__Work to do__. Lines containing the string "index" are to be counted; report the total by itself.

__Dataset excerpt__.

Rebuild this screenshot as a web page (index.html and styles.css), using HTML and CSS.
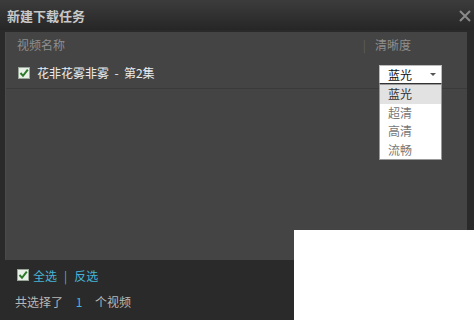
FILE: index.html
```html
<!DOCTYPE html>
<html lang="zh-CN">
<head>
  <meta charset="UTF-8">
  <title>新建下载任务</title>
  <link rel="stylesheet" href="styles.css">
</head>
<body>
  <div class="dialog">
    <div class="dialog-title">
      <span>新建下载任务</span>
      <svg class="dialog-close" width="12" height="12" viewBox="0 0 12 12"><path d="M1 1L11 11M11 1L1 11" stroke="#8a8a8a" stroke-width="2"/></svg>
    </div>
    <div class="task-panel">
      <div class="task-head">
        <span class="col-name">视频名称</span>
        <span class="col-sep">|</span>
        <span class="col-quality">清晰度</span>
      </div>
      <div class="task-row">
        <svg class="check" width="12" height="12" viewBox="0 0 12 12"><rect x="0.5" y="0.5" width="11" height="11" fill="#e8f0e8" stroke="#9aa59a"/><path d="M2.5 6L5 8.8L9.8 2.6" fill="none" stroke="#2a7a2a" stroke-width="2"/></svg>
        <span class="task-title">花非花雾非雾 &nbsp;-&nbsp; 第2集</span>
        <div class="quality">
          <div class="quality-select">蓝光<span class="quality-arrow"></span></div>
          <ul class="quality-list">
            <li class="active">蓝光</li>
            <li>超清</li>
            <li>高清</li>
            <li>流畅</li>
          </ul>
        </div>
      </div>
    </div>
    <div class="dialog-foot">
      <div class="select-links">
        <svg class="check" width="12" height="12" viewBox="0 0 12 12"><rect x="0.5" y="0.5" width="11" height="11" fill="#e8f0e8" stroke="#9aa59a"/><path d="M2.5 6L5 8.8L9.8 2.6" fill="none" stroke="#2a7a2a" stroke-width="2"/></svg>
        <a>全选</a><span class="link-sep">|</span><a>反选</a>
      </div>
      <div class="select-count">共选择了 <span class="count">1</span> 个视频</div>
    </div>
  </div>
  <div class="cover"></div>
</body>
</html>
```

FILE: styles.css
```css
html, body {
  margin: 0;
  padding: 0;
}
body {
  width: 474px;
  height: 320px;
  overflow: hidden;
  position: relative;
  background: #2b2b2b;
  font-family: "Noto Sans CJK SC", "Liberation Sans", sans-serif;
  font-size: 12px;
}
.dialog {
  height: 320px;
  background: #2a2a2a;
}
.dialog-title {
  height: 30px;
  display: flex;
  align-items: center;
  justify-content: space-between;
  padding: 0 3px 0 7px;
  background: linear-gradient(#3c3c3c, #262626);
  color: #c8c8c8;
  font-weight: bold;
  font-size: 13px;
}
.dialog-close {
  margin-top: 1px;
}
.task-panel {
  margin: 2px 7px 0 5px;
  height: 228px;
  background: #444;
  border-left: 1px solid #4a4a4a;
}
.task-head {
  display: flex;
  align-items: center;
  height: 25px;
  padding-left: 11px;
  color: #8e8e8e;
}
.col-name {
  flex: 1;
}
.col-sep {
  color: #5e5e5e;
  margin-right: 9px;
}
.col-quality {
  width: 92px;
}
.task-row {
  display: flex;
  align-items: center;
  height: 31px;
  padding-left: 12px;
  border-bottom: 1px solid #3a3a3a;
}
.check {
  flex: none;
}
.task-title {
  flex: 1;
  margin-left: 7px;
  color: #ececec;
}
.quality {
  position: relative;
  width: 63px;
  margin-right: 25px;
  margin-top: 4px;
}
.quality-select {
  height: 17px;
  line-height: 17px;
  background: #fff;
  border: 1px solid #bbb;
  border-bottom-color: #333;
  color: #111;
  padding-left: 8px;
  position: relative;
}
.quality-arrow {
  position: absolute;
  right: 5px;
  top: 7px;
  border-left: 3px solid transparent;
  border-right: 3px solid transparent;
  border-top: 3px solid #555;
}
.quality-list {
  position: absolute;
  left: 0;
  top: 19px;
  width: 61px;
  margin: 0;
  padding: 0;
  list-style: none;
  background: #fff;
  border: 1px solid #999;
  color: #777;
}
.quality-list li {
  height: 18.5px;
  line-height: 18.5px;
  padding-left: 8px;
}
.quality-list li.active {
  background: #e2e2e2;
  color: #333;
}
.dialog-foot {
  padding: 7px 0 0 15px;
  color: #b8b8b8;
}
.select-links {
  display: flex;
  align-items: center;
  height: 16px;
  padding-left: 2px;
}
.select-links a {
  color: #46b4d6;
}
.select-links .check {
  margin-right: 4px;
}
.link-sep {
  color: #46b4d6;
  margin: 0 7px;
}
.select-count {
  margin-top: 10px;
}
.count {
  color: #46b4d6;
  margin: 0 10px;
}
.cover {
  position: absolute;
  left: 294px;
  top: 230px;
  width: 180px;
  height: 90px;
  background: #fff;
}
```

__Written response__. 2